TASK STATEMENT:
Quote the listing below in full and exactly as written, but omit every picture.

──────── DATA SEGMENT ────────

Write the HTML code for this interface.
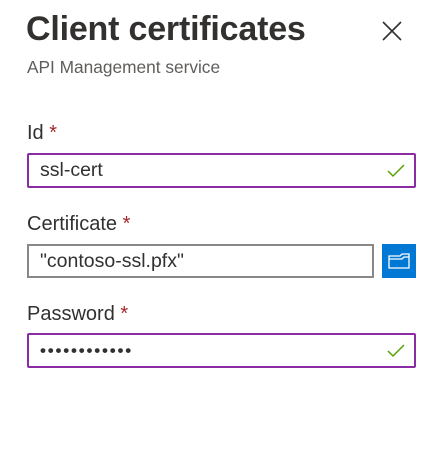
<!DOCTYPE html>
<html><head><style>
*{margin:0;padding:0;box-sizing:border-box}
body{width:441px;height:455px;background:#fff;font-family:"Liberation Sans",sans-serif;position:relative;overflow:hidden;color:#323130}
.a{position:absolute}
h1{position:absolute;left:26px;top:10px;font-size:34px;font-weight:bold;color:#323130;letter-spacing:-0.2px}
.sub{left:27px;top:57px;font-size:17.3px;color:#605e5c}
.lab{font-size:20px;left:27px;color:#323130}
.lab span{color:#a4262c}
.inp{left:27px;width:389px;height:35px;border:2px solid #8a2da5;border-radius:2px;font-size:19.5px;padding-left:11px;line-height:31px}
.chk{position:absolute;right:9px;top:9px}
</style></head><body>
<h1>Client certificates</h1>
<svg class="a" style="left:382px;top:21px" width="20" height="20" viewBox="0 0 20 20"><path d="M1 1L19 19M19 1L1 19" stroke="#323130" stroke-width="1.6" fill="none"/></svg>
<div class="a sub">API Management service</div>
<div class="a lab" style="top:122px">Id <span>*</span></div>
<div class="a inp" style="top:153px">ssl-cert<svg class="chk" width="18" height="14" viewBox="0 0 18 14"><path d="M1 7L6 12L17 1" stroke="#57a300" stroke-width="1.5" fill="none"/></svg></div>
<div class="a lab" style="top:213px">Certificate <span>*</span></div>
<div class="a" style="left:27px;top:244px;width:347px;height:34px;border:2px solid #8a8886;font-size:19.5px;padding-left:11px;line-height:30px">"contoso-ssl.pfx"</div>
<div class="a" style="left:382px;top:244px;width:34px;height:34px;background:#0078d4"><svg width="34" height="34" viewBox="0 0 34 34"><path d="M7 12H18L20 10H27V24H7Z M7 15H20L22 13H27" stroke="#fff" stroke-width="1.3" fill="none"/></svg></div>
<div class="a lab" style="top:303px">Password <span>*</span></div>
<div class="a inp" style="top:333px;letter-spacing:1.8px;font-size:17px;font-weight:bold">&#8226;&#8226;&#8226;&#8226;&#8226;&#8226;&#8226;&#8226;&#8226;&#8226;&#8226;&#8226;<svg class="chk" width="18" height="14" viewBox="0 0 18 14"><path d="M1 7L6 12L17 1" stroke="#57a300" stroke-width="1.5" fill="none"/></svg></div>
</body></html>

────────

WRITTEN REPLY:
Write the HTML code for this interface.
<!DOCTYPE html>
<html><head><style>
*{margin:0;padding:0;box-sizing:border-box}
body{width:441px;height:455px;background:#fff;font-family:"Liberation Sans",sans-serif;position:relative;overflow:hidden;color:#323130}
.a{position:absolute}
h1{position:absolute;left:26px;top:10px;font-size:34px;font-weight:bold;color:#323130;letter-spacing:-0.2px}
.sub{left:27px;top:57px;font-size:17.3px;color:#605e5c}
.lab{font-size:20px;left:27px;color:#323130}
.lab span{color:#a4262c}
.inp{left:27px;width:389px;height:35px;border:2px solid #8a2da5;border-radius:2px;font-size:19.5px;padding-left:11px;line-height:31px}
.chk{position:absolute;right:9px;top:9px}
</style></head><body>
<h1>Client certificates</h1>
<svg class="a" style="left:382px;top:21px" width="20" height="20" viewBox="0 0 20 20"><path d="M1 1L19 19M19 1L1 19" stroke="#323130" stroke-width="1.6" fill="none"/></svg>
<div class="a sub">API Management service</div>
<div class="a lab" style="top:122px">Id <span>*</span></div>
<div class="a inp" style="top:153px">ssl-cert<svg class="chk" width="18" height="14" viewBox="0 0 18 14"><path d="M1 7L6 12L17 1" stroke="#57a300" stroke-width="1.5" fill="none"/></svg></div>
<div class="a lab" style="top:213px">Certificate <span>*</span></div>
<div class="a" style="left:27px;top:244px;width:347px;height:34px;border:2px solid #8a8886;font-size:19.5px;padding-left:11px;line-height:30px">"contoso-ssl.pfx"</div>
<div class="a" style="left:382px;top:244px;width:34px;height:34px;background:#0078d4"><svg width="34" height="34" viewBox="0 0 34 34"><path d="M7 12H18L20 10H27V24H7Z M7 15H20L22 13H27" stroke="#fff" stroke-width="1.3" fill="none"/></svg></div>
<div class="a lab" style="top:303px">Password <span>*</span></div>
<div class="a inp" style="top:333px;letter-spacing:1.8px;font-size:17px;font-weight:bold">&#8226;&#8226;&#8226;&#8226;&#8226;&#8226;&#8226;&#8226;&#8226;&#8226;&#8226;&#8226;<svg class="chk" width="18" height="14" viewBox="0 0 18 14"><path d="M1 7L6 12L17 1" stroke="#57a300" stroke-width="1.5" fill="none"/></svg></div>
</body></html>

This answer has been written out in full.